◆ **What is needed**
Go through the material below and copy all lines with "this".

◆ **Records shown**
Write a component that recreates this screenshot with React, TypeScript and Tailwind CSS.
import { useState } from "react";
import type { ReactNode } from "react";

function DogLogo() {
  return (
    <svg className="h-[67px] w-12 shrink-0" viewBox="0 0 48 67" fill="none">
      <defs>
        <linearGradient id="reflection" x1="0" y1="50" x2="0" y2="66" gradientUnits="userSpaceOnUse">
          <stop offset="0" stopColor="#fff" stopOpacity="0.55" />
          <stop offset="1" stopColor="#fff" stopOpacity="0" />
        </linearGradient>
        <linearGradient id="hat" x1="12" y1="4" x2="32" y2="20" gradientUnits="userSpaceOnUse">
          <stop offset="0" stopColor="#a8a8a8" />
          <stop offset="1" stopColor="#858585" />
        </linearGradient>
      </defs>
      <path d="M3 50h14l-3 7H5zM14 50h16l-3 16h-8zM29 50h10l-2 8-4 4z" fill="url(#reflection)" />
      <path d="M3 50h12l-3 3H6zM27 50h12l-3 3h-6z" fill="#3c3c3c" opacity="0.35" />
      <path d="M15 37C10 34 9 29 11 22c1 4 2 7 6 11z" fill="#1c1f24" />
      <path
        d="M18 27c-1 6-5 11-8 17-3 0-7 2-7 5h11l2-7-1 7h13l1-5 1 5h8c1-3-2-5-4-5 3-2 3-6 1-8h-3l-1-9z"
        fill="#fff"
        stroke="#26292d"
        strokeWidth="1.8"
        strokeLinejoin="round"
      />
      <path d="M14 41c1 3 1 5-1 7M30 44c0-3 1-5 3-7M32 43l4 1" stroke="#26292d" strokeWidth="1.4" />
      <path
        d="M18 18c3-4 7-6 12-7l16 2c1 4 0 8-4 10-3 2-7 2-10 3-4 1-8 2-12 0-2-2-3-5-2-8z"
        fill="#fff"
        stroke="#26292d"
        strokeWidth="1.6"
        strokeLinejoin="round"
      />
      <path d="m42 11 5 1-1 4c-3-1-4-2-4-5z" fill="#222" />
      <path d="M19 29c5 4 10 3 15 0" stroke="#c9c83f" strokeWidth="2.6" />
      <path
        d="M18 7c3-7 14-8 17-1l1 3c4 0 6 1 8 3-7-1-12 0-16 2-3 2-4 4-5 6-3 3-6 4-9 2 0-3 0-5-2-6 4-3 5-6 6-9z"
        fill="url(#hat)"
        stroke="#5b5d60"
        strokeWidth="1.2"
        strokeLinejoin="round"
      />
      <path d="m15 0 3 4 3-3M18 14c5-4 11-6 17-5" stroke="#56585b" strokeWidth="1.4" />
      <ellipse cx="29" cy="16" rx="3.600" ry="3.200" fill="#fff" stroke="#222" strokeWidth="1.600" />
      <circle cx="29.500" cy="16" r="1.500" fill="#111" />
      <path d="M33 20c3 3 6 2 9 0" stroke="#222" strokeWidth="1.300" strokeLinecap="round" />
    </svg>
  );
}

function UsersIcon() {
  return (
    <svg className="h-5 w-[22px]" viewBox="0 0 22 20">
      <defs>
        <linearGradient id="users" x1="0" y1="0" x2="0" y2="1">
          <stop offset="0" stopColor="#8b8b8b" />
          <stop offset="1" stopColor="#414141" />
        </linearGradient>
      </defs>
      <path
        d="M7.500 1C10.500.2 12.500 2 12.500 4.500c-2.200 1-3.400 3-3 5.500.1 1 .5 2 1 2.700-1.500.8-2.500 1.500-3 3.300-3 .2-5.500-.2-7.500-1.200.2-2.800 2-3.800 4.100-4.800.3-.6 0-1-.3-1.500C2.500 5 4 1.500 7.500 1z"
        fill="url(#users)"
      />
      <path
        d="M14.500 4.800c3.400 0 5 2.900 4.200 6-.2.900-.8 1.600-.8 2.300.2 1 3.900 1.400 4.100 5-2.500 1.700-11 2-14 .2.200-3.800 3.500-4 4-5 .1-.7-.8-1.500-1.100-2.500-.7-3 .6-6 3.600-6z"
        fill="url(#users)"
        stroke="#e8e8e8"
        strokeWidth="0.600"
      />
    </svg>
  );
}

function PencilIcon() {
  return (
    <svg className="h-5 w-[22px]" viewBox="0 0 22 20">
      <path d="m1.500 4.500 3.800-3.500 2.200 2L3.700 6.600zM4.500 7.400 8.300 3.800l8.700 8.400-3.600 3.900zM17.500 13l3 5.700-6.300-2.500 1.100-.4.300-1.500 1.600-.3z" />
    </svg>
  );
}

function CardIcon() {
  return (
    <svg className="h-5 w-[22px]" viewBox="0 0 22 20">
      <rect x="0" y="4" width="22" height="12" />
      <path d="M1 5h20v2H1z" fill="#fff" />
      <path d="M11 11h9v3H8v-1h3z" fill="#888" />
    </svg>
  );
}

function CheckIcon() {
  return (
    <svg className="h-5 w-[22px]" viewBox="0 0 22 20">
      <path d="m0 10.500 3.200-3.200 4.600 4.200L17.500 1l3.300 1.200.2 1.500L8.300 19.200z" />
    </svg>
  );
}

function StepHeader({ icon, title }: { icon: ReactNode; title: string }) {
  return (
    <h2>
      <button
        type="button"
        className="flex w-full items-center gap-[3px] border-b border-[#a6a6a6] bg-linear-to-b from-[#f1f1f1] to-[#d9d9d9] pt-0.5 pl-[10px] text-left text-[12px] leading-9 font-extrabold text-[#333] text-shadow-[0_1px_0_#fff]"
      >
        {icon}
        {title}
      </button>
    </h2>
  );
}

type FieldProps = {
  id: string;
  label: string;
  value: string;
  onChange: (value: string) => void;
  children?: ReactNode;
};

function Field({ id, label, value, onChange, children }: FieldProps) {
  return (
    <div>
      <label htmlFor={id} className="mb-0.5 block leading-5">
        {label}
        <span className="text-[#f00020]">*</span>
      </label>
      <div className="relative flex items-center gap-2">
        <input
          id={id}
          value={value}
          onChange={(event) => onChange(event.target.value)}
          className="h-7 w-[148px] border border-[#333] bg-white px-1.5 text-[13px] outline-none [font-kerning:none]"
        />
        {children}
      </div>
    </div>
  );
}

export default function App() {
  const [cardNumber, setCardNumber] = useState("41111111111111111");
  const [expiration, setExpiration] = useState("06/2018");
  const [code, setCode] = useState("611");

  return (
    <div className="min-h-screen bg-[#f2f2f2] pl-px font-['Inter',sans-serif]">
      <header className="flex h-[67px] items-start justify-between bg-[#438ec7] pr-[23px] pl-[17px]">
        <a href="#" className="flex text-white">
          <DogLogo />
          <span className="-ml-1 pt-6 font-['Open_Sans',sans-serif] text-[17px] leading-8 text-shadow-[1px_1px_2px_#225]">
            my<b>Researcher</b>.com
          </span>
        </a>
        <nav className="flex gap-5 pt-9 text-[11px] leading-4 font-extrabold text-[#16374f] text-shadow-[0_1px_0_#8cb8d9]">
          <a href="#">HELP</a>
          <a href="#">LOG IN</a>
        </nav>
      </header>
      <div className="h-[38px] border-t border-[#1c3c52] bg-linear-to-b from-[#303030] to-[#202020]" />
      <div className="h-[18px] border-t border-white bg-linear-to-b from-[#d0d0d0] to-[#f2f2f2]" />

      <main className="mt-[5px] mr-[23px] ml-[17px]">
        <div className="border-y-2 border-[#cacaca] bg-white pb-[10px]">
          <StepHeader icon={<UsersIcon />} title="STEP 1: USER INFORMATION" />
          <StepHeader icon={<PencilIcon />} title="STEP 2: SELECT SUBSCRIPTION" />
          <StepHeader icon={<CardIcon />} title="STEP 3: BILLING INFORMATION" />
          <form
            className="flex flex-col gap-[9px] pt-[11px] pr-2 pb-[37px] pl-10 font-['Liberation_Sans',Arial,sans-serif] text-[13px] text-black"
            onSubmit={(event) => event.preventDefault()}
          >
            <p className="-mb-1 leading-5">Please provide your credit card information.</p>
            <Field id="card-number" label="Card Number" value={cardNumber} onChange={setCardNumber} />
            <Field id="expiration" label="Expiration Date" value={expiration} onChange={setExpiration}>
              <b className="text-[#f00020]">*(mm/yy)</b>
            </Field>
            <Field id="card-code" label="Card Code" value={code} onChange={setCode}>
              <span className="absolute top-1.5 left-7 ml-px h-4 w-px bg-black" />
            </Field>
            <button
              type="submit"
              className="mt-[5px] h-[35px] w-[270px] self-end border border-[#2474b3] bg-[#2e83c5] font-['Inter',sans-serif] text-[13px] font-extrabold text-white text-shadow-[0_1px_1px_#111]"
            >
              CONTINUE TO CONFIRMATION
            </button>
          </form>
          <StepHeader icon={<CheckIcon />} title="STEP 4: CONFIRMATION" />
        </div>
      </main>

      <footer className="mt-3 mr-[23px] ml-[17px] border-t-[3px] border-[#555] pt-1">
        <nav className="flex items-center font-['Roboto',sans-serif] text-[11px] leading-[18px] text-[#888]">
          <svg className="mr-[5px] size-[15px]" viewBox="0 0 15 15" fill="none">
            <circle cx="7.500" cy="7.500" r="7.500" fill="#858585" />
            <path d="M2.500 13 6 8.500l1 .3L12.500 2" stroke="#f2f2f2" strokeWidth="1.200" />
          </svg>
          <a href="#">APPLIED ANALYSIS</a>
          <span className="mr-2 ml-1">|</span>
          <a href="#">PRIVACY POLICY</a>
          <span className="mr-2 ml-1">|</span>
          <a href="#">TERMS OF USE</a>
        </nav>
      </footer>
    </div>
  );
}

==

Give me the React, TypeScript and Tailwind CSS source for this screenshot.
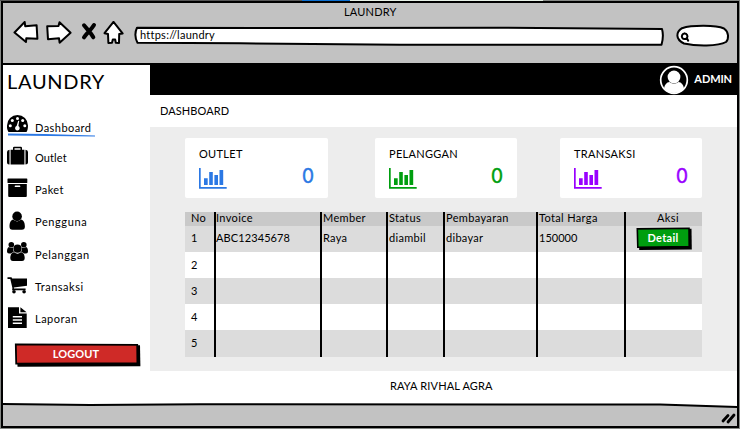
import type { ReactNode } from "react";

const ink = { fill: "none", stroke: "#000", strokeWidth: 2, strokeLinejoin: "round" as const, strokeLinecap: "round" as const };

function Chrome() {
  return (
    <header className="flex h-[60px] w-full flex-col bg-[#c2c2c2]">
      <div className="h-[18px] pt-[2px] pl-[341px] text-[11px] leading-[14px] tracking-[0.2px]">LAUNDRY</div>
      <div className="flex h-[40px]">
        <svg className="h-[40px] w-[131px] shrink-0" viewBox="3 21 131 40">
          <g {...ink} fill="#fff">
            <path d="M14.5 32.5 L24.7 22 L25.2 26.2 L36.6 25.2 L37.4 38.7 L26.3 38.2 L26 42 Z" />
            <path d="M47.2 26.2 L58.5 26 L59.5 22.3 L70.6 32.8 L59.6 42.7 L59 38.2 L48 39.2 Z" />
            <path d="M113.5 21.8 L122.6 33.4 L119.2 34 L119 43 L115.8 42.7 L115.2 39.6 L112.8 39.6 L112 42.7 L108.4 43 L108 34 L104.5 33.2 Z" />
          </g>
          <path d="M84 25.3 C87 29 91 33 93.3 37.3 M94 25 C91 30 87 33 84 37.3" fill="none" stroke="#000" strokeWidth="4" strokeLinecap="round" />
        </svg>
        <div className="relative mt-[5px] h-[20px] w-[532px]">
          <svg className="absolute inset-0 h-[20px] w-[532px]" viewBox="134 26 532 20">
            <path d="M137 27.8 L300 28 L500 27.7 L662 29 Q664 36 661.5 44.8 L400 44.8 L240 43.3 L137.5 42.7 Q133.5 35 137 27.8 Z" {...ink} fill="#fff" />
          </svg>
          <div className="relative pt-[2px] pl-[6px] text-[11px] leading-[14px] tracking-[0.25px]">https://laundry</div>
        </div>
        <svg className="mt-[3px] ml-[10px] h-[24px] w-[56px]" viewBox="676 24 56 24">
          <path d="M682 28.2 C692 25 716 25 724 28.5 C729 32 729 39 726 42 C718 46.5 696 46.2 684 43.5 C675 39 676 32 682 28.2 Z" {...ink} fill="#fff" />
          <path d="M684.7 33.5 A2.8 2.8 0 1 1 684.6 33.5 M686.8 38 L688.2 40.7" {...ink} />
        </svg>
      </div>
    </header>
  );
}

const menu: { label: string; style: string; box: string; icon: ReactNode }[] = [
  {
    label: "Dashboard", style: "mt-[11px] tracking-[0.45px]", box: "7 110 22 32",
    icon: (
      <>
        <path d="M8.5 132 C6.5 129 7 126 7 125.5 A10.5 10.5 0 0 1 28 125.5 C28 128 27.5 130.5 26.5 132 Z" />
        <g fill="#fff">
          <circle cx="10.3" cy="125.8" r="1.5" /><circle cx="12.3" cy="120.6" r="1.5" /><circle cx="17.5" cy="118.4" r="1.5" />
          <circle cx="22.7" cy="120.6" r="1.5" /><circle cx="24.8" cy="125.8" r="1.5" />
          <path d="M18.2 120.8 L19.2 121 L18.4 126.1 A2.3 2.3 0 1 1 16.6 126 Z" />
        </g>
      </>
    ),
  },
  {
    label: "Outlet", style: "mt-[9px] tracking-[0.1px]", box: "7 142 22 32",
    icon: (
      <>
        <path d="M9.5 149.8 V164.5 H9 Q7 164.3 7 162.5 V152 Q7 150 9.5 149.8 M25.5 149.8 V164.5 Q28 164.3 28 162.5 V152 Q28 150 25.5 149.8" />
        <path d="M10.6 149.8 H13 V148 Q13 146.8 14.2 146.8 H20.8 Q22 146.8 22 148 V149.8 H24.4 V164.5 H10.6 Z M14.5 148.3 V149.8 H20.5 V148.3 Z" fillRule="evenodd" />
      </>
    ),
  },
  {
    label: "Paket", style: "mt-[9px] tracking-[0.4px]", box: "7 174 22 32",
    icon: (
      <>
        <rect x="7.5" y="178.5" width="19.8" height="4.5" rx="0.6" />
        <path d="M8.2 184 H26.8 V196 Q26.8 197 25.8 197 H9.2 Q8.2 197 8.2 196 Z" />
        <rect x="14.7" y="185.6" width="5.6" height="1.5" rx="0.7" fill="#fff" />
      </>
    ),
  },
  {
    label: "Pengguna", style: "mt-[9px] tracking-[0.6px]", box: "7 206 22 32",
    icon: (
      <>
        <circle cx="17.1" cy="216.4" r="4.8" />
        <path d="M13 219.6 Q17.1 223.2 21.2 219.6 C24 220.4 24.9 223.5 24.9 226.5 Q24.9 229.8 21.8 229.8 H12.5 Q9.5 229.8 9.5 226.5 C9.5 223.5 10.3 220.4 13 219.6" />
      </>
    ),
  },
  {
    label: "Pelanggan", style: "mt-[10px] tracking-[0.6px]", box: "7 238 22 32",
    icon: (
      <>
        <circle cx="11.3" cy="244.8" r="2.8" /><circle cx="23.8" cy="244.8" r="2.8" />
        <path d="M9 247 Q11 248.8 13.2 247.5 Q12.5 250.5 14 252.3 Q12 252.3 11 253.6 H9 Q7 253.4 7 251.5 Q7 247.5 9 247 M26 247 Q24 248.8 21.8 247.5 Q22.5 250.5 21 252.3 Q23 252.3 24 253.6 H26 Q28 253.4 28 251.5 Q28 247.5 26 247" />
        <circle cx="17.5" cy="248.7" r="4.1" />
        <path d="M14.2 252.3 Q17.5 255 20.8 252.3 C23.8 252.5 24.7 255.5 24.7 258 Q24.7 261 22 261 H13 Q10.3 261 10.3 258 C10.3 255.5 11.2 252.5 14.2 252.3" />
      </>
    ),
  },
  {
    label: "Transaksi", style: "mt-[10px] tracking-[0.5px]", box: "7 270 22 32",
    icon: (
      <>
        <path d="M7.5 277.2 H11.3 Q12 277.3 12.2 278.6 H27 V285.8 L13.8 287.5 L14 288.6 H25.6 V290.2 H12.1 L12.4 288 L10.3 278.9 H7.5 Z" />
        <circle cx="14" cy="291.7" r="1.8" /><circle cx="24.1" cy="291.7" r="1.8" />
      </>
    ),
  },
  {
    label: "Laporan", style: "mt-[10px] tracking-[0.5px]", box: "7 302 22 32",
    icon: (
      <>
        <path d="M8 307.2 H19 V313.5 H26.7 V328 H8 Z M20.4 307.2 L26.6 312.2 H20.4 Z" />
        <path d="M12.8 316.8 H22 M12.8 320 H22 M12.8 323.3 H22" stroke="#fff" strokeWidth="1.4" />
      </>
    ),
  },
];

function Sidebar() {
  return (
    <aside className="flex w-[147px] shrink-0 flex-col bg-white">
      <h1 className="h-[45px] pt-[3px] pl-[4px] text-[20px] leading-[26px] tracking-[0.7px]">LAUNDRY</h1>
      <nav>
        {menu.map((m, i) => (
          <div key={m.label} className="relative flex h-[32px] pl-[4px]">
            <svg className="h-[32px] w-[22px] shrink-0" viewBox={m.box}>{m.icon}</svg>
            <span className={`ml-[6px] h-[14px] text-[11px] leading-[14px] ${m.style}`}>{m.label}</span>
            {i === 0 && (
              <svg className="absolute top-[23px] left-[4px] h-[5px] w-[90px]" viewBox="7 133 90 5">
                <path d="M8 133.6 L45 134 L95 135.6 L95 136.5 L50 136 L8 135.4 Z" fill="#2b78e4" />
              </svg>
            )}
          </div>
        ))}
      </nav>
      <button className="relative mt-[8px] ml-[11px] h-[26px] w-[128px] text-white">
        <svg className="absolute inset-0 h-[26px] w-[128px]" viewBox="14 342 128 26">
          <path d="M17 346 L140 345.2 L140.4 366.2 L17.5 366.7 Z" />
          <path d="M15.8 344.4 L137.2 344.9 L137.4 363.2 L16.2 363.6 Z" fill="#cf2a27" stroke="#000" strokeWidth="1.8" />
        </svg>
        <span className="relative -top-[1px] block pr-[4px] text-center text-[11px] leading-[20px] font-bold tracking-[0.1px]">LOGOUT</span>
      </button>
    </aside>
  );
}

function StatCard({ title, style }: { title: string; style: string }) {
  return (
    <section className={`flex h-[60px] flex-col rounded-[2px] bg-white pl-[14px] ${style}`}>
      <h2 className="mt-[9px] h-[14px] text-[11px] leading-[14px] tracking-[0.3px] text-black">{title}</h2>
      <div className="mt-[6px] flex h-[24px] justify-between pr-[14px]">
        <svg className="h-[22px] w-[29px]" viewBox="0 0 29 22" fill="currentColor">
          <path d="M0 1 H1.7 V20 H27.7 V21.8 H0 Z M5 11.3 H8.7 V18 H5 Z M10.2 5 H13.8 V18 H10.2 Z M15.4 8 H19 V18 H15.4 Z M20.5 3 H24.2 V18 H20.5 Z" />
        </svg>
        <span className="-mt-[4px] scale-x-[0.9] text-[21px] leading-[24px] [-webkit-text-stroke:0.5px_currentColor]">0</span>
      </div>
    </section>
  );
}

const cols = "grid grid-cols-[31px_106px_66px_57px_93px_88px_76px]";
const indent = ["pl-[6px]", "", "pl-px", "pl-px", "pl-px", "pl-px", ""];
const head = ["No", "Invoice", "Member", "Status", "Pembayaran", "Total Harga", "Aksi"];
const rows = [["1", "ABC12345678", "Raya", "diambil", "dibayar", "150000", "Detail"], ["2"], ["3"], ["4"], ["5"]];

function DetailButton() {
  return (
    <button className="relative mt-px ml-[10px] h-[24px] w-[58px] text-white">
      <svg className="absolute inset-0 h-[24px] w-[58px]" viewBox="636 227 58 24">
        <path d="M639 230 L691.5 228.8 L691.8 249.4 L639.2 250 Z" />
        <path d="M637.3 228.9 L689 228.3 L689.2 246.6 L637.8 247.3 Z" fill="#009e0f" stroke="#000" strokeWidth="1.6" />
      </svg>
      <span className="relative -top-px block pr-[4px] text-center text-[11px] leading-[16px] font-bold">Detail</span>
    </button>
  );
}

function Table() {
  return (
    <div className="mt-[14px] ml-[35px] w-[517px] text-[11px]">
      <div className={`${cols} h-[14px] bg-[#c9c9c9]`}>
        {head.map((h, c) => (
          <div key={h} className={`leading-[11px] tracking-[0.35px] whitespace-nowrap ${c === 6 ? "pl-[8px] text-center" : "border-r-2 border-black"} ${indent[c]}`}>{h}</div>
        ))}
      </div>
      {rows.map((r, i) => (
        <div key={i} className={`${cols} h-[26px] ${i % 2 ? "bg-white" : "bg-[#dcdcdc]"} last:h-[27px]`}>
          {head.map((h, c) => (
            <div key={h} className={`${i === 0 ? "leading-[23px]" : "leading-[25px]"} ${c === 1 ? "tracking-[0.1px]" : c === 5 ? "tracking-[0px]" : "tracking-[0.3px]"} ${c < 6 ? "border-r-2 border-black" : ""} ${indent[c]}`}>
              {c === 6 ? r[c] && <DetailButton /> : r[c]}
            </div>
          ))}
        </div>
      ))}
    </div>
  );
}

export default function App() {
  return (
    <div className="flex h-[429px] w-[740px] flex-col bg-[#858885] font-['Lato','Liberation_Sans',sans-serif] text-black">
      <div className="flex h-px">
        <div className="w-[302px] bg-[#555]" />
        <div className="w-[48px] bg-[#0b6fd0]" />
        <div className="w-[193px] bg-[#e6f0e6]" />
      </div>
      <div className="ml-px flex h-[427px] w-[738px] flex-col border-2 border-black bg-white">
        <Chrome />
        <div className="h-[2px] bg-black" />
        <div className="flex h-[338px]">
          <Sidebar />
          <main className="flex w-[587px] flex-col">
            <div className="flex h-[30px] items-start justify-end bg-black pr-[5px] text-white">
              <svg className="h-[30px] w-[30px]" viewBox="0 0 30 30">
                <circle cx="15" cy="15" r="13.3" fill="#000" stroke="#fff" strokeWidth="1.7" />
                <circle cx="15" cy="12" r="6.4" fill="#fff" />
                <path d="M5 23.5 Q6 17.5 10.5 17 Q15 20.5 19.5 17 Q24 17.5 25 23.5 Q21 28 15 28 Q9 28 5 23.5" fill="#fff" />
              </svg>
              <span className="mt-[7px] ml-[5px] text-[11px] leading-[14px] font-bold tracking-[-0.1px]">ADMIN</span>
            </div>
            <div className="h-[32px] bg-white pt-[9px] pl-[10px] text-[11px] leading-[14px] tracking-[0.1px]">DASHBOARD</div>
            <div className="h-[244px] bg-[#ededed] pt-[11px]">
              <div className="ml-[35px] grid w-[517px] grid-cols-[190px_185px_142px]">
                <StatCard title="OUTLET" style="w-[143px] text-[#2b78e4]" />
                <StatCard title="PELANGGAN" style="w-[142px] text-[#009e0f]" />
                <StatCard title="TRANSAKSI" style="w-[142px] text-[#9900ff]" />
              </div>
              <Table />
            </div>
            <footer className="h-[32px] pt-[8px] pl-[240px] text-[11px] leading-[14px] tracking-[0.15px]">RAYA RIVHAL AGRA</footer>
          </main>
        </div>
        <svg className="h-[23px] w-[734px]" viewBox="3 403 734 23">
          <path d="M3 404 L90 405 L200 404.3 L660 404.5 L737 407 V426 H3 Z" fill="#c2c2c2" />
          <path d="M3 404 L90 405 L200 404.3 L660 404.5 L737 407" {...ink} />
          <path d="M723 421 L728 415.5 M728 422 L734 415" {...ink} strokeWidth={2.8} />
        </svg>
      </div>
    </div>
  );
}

◆ **Response to the task**
Write a component that recreates this screenshot with React, TypeScript and Tailwind CSS.
Give me the React, TypeScript and Tailwind CSS source for this screenshot.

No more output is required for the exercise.